The Legal Reality: The illegality of a mode of transportation is determined by state vehicle codes and local ordinances. It’s illegal whether the rider is near a school or not. Enforcing these laws falls squarely on law enforcement agencies. A school principal cannot pull over a student riding an illegal dirt bike on a public street two blocks from school any more than they could pull over a random citizen doing the same thing. That’s a police function.
The “Ban” Limitation: Schools cannot enforce a “ban” on activities happening entirely off their property. They can discourage it. They can educate about the dangers and illegality. They can even send letters home warning parents about observed unsafe behaviors near school. But they lack the legal authority to punish students for actions taken solely on public property outside school hours or supervision. A “ban” without enforceable consequences is essentially just strong advice.

Why It Feels Like a Gap (And What Schools DO Try To Do)

The frustration is understandable. The journey to and from school is intrinsically linked to the school day in a parent’s mind. Seeing unsafe or illegal transportation right outside the gate feels like a direct threat to the children the school is responsible for inside the gate.

Schools are acutely aware of this and aren’t passive. Their toolbox includes:

1. Targeted Education: Assemblies, classroom discussions, and flyers focusing specifically on safe transportation choices and highlighting the dangers and illegality of things like underage e-scooter use (beyond manufacturer specs), unregistered motorbikes, or riding without helmets where required.
2. Parent Communication: Letters, emails, and newsletter articles explicitly outlining observed concerns near the school, reminding parents of legal requirements and safety risks, and urging them to discuss transportation choices with their children. Schools often plead with parents: “If you wouldn’t let them ride it at school, please don’t let them ride it to school.”
3. Collaboration with Police: Many schools work closely with local police departments. This can include:
Requesting increased patrols during peak arrival/dismissal times.
Reporting specific, recurring problems (e.g., “Students on unregistered gas scooters congregating at the corner of Maple & 5th every afternoon”).
Partnering on safety presentations that include transportation laws.
Providing space for officers to engage with students during arrival/dismissal.
4. Promoting Alternatives: Actively encouraging and facilitating safer options – promoting walking school buses, carpooling, designated bike lanes to school property, and ensuring safe storage on campus for legal bikes/scooters.
5. Focusing on What They Control: Enforcing rules rigorously on school property – confiscating illegal items brought onto campus, enforcing safe riding in the bike lane on school grounds, prohibiting unsafe vehicle storage.

What Can Concerned Parents Do? (Beyond Frustration)
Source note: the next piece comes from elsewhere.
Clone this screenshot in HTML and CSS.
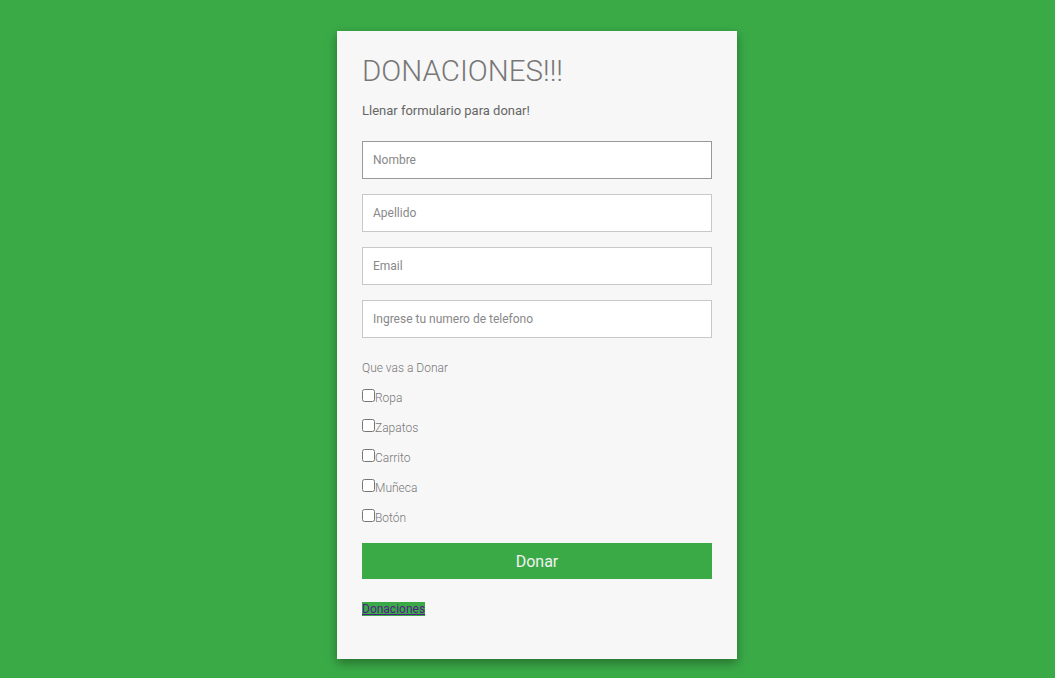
FILE: index.html
```html
<!DOCTYPE html>
<html lang="es">
<head>
<meta charset="utf-8">
<title>Donaciones</title>
<link rel="stylesheet" href="styles.css">
</head>
<body>
<div class="page">
  <div class="card">
    <h1 class="title">DONACIONES!!!</h1>
    <p class="subtitle">Llenar formulario para donar!</p>
    <form class="form">
      <input class="field field-focus" type="text" placeholder="Nombre">
      <input class="field" type="text" placeholder="Apellido">
      <input class="field" type="text" placeholder="Email">
      <input class="field" type="text" placeholder="Ingrese tu numero de telefono">
      <p class="question">Que vas a Donar</p>
      <label class="check"><input type="checkbox" class="box">Ropa</label>
      <label class="check"><input type="checkbox" class="box">Zapatos</label>
      <label class="check"><input type="checkbox" class="box">Carrito</label>
      <label class="check"><input type="checkbox" class="box">Muñeca</label>
      <label class="check"><input type="checkbox" class="box">Botón</label>
      <button type="button" class="btn">Donar</button>
    </form>
    <div class="links"><a class="link" href="#">Donaciones</a></div>
  </div>
</div>
</body>
</html>
```
FILE: styles.css
```css
html, body {
  margin: 0;
  padding: 0;
  height: 100%;
}
body {
  background: #3aaa47;
  font-family: Roboto, "Noto Sans", sans-serif;
}
.page {
  display: flex;
  justify-content: center;
  padding-top: 31px;
  padding-left: 19px;
}
.card {
  width: 400px;
  height: 628px;
  box-sizing: border-box;
  background: #f7f7f7;
  padding: 23px 25px 0 25px;
  box-shadow: 0 4px 10px rgba(0,0,0,0.35);
}
.title {
  margin: 0;
  font-size: 29.5px;
  font-weight: 300;
  color: #777;
  line-height: 35px;
}
.subtitle {
  margin: 14px 0 0 0;
  font-size: 13px;
  line-height: 15px;
  color: #666;
}
.form {
  display: block;
  margin-top: 23px;
}
.field {
  display: block;
  width: 350px;
  height: 38px;
  box-sizing: border-box;
  margin: 0 0 15px 0;
  padding: 0 10px;
  border: 1px solid #c8c8c8;
  background: #fff;
  font-family: Roboto, sans-serif;
  font-size: 12px;
  color: #555;
  outline: none;
}
.field-focus {
  border-color: #999;
}
.field::placeholder {
  color: #888;
}
.question {
  margin: 23px 0 8px 0;
  font-size: 12px;
  font-weight: 300;
  line-height: 14px;
  color: #777;
}
.check {
  display: block;
  font-size: 12px;
  font-weight: 300;
  line-height: 30px;
  color: #777;
}
.box {
  margin: 0;
  width: 13px;
  height: 13px;
  vertical-align: baseline;
}
.btn {
  display: block;
  margin-top: 10px;
  width: 350px;
  height: 36px;
  border: none;
  background: #3aaa47;
  color: #f1f1f1;
  font-family: Roboto, sans-serif;
  font-size: 16px;
  cursor: pointer;
}
.links {
  margin-top: 22px;
  line-height: 14px;
}
.link {
  background: #3aaa47;
  color: #551a8b;
  font-size: 12px;
  text-decoration: underline;
}
```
Understanding the jurisdictional limitations doesn’t mean accepting unsafe behavior. Parents have powerful avenues:

1. Direct Conversation: Talk to your child. Emphasize the safety risks and legal consequences of using illegal transportation. Set clear family rules. Know how they are getting to and from school.
2. Contact Law Enforcement: If you witness dangerous or illegal vehicle use on public roads or sidewalks near the school, report it to the local police non-emergency line. Provide specifics: location, time, description of vehicle and rider (if safe to observe). Consistent reports from multiple parents can prompt targeted enforcement.
3. Engage with the School: While the school can’t enforce off-site laws, they need to know the extent of the problem. Share your observations specifically. Ask:
“What educational programs are in place about transportation safety?”
“Is there active collaboration with the local police regarding traffic enforcement near the school during arrival/dismissal?”
“Can the school send another clear communication to parents reiterating the dangers and legalities?”
4. Parent Advocacy: Work through the PTA/PTO or school safety committee. A unified parent voice can:
Lobby the city for safer infrastructure near the school (better sidewalks, crosswalks, traffic calming, dedicated bike lanes leading to the school entrance).
Push for consistent police presence during critical times.
Support the school’s efforts to promote safe alternatives.

The Bottom Line: Shared Responsibility in a Complex Space

Schools don’t ignore illegal transportation modes near their buildings because they don’t care. They care deeply about student safety. The reality is that their authority has a legal boundary at the edge of their property. Enforcing traffic laws on public streets belongs to law enforcement.

The path to safer journeys involves acknowledging this split responsibility. Schools must maximize their influence through education, communication, on-site enforcement, and police partnerships. Law enforcement needs community input (your reports!) to prioritize areas around schools. And critically, parents hold immense power in supervising their children’s choices, setting expectations, and advocating collectively for safer community infrastructure and enforcement.

It’s not a perfect system, and the sight of kids on dangerous, illegal rides is always alarming. But understanding why a school “ban” isn’t the simple solution helps channel that concern into actions that can make a tangible difference – through conversation, reporting, advocacy, and reinforcing safe choices at home. Safety on the journey to school is a community effort, requiring vigilance and cooperation far beyond the playground fence.